お天道様に恥じない生き方を

宮司は、日々の暮らしの中で、何よりも大切にしていることがあります。それは「お天道様に恥ずかしくないか」という問いかけです。誰かに見られているから、誰かに褒められたいから、というのではなく、天に恥じることがなかったかを、心の中で静かに問う。それこそが、古来より日本人が大切にしてきた「生き方の軸」なのではないかと感じています。
神道において、目に見える神ばかりが尊いのではありません。山河に宿る神、風に吹かれる神、そして何より「日ノ本」の中心として輝くお天道様こそが、日本人の心の中で「見えざる規範」として生きてまいりました。誰も見ていなくとも、空の上にはお天道様が見ておられる。その畏れと敬いが、私たちの倫理を形づくってきたのです。
「天知る、地知る、己知る」という古の戒めがあります。どんなに取り繕っても、天は知っている。地は知っている。そして、何より自分の心が知っている。人は誰しも、過ちを犯すことがあります。しかし大切なのは、その過ちに気づいたときに、己の心に正直であれるかどうかです。
他人と比べ、他人の評価に一喜一憂する世の中にあって、宮司は「比べない強さ」を大事にしたいと思います。誰より優れているかではなく、昨日の自分より一歩でも誠実であったか。偽らず、飾らず、自分という命を丁寧に生きていけたか。それが「シンプルに生きる」ということの本質ではないでしょうか。

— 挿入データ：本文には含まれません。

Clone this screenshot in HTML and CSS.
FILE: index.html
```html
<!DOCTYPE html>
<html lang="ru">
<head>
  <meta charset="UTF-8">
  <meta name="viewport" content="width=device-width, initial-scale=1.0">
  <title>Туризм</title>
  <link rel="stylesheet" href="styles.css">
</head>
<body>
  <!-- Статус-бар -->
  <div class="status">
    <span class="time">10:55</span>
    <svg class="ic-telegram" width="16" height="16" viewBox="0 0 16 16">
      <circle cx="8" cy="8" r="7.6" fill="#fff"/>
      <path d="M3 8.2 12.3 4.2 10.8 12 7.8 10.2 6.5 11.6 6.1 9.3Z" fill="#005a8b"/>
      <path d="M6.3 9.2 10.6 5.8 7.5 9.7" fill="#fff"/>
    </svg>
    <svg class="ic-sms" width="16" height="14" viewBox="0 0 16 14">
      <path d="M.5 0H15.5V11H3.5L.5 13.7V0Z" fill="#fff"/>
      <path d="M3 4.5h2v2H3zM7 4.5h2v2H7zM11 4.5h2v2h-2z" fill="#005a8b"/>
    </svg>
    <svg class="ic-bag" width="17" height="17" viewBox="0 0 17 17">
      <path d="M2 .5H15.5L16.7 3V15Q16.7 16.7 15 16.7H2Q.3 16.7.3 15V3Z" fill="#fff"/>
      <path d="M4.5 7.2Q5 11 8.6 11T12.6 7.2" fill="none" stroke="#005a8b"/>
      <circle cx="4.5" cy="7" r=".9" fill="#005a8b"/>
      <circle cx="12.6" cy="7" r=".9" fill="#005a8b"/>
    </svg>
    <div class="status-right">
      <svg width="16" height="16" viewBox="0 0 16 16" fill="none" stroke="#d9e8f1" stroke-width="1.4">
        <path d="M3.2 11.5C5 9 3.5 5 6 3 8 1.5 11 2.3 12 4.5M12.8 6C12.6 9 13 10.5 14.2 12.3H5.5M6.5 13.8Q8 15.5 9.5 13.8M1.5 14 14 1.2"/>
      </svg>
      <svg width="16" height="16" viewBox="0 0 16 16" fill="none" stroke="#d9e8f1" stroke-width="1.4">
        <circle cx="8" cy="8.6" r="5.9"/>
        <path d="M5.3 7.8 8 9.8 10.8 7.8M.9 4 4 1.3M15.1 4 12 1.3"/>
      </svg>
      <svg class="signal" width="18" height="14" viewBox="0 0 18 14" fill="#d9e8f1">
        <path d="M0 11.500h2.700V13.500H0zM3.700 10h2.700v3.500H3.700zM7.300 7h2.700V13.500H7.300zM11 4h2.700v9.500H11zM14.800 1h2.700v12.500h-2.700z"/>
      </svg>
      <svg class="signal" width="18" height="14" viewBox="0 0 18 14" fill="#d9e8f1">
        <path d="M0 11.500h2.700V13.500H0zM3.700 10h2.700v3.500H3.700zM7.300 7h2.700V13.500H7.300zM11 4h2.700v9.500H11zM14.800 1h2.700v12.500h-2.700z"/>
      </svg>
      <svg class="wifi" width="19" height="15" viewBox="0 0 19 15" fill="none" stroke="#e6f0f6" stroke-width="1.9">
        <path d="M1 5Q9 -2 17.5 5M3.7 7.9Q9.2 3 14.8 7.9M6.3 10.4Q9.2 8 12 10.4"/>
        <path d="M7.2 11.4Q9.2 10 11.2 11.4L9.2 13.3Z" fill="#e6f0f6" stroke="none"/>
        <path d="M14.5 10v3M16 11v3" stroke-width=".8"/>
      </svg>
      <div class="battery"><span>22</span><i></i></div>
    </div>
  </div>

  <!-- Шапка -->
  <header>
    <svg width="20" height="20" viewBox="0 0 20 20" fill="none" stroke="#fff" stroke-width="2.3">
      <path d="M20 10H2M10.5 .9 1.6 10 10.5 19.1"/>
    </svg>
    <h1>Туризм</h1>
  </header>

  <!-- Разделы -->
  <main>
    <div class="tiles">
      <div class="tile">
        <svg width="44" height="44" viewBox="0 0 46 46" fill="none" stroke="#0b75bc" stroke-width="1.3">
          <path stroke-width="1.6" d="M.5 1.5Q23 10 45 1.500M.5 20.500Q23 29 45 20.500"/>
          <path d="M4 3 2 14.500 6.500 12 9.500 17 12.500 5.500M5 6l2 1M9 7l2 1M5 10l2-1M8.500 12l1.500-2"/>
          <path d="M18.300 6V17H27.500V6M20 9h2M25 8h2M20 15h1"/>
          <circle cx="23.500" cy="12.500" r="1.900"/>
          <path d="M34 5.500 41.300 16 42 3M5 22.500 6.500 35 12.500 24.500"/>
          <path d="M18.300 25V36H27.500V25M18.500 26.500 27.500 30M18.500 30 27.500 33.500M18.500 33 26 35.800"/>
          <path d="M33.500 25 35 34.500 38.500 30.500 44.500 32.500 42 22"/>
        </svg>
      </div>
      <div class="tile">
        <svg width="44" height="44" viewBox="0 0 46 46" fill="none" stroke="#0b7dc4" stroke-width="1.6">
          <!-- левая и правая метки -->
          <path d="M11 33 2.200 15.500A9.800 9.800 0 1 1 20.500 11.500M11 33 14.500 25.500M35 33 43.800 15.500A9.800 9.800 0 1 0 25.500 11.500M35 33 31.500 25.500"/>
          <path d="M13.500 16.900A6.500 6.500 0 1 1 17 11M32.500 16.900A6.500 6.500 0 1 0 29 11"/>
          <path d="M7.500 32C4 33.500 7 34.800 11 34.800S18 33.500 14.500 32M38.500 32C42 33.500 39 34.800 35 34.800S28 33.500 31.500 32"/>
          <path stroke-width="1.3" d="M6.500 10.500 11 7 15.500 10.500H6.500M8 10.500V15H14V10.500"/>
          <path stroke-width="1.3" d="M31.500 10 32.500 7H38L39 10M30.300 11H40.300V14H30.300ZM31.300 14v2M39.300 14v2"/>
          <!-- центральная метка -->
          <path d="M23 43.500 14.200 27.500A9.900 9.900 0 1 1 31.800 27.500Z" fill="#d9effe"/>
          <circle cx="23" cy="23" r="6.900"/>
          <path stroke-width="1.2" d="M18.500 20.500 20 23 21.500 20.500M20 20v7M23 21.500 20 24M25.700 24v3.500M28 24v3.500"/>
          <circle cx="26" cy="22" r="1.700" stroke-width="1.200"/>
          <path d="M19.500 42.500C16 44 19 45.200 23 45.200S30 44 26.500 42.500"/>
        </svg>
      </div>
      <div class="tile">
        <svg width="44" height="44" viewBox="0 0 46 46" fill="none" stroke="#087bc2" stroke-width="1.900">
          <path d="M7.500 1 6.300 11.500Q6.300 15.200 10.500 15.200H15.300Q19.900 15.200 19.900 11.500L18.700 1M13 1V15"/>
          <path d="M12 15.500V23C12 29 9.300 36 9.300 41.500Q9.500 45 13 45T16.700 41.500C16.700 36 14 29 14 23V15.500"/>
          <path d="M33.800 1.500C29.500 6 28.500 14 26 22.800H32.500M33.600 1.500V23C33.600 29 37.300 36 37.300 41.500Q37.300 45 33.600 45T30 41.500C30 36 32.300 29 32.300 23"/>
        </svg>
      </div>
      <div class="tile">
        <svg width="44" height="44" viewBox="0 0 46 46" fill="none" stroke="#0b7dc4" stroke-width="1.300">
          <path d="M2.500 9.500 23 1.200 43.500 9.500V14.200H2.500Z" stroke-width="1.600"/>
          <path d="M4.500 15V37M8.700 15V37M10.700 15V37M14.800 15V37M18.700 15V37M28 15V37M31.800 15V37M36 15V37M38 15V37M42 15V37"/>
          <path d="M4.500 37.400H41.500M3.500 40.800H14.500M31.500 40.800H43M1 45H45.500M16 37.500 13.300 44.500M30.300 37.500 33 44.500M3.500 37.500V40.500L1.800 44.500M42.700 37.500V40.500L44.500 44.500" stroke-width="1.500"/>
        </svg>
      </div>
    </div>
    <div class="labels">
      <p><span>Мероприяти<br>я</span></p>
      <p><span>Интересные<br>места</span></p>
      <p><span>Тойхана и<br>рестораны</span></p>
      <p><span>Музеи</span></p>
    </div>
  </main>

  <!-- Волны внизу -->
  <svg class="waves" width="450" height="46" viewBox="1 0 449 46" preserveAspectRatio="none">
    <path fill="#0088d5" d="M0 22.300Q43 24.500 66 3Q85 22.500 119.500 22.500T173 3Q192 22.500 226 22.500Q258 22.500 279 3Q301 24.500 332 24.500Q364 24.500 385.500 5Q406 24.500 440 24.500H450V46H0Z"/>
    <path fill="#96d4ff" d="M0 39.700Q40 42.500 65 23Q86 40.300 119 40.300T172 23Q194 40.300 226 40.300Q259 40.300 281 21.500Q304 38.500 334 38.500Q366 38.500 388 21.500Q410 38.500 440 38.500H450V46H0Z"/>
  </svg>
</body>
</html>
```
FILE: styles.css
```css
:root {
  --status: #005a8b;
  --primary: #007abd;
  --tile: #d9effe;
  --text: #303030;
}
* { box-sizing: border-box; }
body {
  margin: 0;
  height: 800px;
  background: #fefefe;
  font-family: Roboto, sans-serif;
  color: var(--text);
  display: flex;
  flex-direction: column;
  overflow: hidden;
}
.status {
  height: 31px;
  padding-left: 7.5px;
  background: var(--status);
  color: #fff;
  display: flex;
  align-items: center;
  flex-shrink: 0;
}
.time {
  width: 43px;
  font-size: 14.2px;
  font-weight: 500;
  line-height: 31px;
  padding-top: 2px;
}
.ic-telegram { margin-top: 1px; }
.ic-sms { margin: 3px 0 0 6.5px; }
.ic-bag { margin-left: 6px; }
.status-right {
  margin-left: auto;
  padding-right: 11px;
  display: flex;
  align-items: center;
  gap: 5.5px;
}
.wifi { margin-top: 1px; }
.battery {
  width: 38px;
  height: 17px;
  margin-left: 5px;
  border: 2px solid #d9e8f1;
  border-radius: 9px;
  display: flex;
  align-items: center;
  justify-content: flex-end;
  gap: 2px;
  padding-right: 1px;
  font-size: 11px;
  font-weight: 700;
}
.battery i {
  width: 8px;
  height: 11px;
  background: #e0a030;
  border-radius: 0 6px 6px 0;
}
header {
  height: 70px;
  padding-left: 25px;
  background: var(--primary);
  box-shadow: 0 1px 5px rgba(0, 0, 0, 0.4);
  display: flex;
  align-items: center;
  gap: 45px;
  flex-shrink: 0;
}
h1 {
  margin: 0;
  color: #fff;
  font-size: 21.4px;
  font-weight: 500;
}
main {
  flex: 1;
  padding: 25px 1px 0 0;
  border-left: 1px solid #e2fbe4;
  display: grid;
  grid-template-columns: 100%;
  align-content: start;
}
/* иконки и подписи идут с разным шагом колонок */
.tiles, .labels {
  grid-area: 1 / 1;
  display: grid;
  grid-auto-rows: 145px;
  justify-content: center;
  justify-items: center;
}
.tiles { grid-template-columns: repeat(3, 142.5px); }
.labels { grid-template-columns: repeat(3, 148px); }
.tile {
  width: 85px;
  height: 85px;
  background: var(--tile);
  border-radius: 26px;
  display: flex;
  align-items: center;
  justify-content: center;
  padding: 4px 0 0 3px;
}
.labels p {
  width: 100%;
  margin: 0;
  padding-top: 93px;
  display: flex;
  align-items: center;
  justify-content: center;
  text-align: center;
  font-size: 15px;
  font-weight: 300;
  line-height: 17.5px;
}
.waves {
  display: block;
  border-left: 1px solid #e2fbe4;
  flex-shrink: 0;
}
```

虚飾を去り、素直な心で、今日という一日を生きる。その積み重ねこそが、「お天道様に恥ずかしくない人生」へとつながる道であり、それはまた「神道のこころ」に最も近い生き方でもあります。
何か大きなことを成す必要はありません。誰かの目に留まるような立派な行いでなくともよい。ただ、自分自身に誠実であること。自分を偽らず、自分を見限らず、今日一日を清らかな心で過ごすこと。その小さな積み重ねが、尊いのです。
どうか皆様、「今日も一日、お天道様に恥ずかしくないように生きられただろうか」と、空を見上げて問いかけてみてください。その一念が、人生をまっすぐな道へと導いてくれると、宮司は信じております。